One of the true bright spots for publishers could wind up further eroding the value of their most precious asset.
With display advertising in a free fall — and what little of value there is being sucked up by Google and Facebook –publishers are increasingly turning to native advertising and sponsored content to earn meaningful revenue. The New York Times, for example, now earns nearly 20 percent of its digital revenue from its T Brand Studios.
The only problem is that sponsored content, despite being decades old as an concept, remains confusing to readers. They sometimes struggle to identify it, have mixed emotions about its being in the same place as regular editorial content, and often feel like publishers must be held to higher standards.
Here are five charts that illustrate the increased risks sponsored content poses to publishers, and what they’re doing about it.
Trust issues
While the wrong kinds of ads can diminish readers’ opinion of a publisher, this dynamic is especially pronounced when it comes to native ads and sponsored content.
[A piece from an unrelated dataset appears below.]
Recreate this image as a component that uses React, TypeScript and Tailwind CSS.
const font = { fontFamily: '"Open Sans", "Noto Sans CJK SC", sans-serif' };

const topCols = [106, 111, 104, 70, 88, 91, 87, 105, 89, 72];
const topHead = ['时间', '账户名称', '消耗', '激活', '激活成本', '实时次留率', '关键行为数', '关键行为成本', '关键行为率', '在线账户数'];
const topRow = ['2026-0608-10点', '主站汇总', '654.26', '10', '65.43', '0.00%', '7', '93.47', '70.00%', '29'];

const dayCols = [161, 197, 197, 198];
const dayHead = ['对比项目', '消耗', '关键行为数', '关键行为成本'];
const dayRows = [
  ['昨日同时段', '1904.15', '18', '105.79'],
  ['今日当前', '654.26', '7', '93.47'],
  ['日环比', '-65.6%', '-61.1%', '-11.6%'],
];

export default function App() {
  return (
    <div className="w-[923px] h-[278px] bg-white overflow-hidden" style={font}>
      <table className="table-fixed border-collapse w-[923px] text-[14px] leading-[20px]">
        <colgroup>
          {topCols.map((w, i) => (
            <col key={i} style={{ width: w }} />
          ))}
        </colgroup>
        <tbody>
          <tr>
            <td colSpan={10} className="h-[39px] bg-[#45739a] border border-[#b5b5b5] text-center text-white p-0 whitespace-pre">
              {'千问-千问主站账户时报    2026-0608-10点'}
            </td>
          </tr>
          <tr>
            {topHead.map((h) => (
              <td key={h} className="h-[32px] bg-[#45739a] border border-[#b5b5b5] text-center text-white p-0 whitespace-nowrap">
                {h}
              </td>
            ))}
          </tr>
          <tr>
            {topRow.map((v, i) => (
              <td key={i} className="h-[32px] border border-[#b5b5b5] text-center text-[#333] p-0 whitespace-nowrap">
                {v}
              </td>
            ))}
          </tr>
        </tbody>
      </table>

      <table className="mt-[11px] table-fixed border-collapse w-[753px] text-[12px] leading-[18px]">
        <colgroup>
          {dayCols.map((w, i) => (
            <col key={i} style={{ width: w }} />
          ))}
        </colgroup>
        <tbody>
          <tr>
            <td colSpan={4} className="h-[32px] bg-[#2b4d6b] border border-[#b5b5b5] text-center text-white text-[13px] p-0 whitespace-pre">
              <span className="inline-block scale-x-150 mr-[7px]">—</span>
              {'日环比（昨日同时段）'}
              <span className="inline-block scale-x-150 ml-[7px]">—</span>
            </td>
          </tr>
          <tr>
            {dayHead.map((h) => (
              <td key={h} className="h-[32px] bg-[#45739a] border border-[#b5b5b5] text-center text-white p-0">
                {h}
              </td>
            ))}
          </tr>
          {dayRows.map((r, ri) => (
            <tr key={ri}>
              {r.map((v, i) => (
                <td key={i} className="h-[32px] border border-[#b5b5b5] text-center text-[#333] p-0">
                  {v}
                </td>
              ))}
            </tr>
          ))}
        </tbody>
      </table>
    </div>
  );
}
Nearly half of the respondents to a survey conducted by Contently, in partnership with the Tow-Knight Center for Entrepreneurial Journalism at CUNY and Radius Global Market Research, said a publisher that runs sponsored content produced for a brand readers distrust can wind up diminishing readers’ opinions of the publisher. The Atlantic took a nasty beating for running content sponsored by the Church of Scientology a few years ago, but that’s by no means the only example.

Keep it separate?
One of the biggest draws of native advertising is the real estate it occupies. As more and more content consumption happens inside feeds, either on publishers’ websites or on third-party platforms, advertisers are relishing the opportunity to integrate their messages into that flow.
Unfortunately for publishers, the public is divided on whether or not that’s a good thing, according to the study conducted by Contently, CUNY and Radius.

Label warning
That anxiety stems from a lot of readers feeling confused by what, exactly, sponsored content is. A majority of people surveyed do not believe that sponsored content is labeled clearly, according to research conducted by Reuters. This problem is even more acute in foreign countries.

Confusion breeds anger
That confusion, along with the other issues outlined above, has led a substantial percentage of readers to complain about the native ads publishers run. Research published in late October by the International News Media Association and the Native Advertising Institute found that a full fifth of news media publishers surveyed reported that they’d received complaints from their readers about native advertising.

Scrambling
Perhaps because of how sensitive readers can be, publishers have been scrambling to improve the transparency around what is sponsored and what is not on their sites. Many of them had a lot of ground to cover: A Mediaradar analysis published this spring indicated nearly three quarters of all publishers running sponsored content were doing so in a way that was not compliant with FTC regulations.
Barely six months later, that number has changed dramatically, according to a Mediaradar follow-up: A majority, or 61 percent, of publishers that run sponsored content now do it in a way that’s FTC-compliant.